7. The method of claim 1, further comprising storing up to 50% of storage cell capacity in sodium ions adsorbed directly on the substrate surface.

8. The method of claim 1, wherein the binding further comprises preferentially binding sodium ions to surface functional groups relative to intercalating the sodium ions in the substrate.

9. A method for operating a sodium-based energy storage cell comprising sodium ions, an anode comprising sodium, and a cathode comprising a substrate, the method comprising transferring sodium ions between the anode and the cathode, preferentially binding sodium ions to surface functional groups attached to surfaces of the substrate during discharge cycles relative to intercalating sodium ions into the substrate, and releasing sodium ions from the surface functional groups during charge cycles.

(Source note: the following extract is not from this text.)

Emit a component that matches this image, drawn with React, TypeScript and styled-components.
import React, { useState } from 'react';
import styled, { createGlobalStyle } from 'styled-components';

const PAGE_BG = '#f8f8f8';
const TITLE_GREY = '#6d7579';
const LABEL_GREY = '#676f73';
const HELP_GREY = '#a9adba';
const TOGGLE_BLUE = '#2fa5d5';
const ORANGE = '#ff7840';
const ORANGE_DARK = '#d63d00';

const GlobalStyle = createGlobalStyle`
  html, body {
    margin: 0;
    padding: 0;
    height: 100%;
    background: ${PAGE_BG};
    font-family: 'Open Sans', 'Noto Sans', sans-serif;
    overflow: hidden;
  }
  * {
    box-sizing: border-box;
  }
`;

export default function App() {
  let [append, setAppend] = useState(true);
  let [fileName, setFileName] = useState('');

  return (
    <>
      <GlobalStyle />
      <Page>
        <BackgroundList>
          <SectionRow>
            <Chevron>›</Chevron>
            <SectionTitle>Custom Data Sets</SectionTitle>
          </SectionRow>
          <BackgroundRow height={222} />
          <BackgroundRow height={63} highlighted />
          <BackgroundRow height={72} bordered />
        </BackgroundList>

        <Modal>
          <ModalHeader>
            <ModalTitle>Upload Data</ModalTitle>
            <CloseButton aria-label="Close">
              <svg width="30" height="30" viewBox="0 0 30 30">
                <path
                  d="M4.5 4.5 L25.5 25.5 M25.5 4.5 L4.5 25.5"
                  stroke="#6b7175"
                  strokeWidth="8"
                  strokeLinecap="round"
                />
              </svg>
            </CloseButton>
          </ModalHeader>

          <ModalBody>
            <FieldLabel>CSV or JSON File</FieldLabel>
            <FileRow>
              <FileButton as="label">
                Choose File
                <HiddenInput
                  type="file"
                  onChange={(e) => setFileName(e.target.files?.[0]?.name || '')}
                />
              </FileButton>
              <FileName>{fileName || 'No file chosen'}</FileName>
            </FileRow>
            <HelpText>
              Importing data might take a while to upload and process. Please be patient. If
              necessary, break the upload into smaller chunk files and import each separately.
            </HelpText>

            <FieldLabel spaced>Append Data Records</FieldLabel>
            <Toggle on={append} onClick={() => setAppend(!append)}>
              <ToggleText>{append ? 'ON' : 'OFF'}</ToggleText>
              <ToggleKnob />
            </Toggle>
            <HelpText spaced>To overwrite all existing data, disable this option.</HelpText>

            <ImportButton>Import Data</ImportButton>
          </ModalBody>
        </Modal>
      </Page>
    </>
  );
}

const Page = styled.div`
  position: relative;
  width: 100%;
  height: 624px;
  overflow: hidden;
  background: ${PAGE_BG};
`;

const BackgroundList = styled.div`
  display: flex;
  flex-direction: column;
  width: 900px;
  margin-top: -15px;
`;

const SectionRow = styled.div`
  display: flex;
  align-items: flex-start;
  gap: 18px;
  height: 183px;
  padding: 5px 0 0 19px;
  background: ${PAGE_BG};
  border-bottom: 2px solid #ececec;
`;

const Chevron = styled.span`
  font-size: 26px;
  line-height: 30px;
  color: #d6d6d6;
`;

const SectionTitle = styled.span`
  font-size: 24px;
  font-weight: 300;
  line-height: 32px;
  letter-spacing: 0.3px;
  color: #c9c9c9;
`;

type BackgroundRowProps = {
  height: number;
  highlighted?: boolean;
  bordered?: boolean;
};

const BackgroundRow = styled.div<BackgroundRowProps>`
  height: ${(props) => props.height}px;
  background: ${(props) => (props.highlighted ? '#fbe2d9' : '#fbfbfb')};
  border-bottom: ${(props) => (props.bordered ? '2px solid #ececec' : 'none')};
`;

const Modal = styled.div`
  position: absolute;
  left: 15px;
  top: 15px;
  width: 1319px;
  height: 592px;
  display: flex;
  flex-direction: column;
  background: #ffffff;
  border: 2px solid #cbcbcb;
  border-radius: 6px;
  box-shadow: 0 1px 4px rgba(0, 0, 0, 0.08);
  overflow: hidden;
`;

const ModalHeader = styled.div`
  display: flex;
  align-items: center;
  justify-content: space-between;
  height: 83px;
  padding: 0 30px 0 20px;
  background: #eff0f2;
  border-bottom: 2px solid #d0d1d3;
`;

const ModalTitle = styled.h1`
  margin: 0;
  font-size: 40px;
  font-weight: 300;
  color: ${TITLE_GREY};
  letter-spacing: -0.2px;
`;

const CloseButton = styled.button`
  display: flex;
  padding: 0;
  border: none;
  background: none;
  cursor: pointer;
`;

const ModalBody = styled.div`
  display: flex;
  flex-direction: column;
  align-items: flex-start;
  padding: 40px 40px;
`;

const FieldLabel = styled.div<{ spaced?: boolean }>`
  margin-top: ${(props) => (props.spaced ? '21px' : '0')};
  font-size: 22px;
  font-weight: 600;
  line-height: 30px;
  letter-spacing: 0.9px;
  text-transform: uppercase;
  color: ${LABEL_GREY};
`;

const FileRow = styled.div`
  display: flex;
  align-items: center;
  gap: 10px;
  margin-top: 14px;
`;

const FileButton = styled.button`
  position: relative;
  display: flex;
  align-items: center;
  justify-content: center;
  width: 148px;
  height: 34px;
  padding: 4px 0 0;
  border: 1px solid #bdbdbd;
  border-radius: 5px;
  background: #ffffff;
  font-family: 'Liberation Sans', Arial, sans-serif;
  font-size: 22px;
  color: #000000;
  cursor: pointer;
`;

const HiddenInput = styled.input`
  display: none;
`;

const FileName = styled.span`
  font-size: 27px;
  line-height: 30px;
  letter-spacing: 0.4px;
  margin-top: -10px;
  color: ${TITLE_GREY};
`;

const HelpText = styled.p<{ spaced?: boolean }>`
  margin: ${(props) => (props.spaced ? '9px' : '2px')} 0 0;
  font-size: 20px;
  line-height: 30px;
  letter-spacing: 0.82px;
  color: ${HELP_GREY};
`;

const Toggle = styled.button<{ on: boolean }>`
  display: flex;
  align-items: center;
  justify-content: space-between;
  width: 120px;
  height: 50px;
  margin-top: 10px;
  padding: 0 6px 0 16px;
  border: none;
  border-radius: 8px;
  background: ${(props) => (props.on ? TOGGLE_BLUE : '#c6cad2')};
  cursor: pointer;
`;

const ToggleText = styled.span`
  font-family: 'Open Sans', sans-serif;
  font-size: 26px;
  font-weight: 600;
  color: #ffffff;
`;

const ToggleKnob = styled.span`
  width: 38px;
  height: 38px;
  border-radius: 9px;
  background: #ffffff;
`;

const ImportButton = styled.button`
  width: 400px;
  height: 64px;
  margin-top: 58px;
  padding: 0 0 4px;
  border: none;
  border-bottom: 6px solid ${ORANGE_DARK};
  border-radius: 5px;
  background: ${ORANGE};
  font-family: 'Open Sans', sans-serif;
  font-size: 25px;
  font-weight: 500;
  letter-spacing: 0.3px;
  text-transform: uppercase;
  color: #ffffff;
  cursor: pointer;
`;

10. A sodium-based energy storage cell comprising sodium ions, an anode, and a cathode comprising a substrate, the storage cell characterized by surface functional groups attached to surfaces of the substrate and by the sodium ions bound to the surface functional groups during discharge cycles.

11. The sodium-based storage cell of claim 10, wherein the storage cell is a super-capacitor.

12. The sodium-based storage cell of claim 10, wherein the surface functional groups comprise oxygen.

13. The sodium-based storage cell of claim 10, wherein the surface functional groups comprise sulfur.

14. The sodium-based storage cell of claim 10, wherein the substrate comprises carbon.

15. The sodium-based storage cell of claim 10, wherein the anode comprises sodium.

16. The sodium-based storage cell of claim 15, wherein the anode comprises a sodium metal, a sodium alloy, a sodium intercalation compound, carbon, and combinations thereof.

17. The sodium-based storage cell of claim 10, having a storage cell capacity, wherein up to 50% of the storage cell capacity is stored in sodium ions adsorbed directly on the substrate surface.

18. The sodium-based storage cell of claim 10, wherein the sodium ions are charge carriers between the cathode and the anode.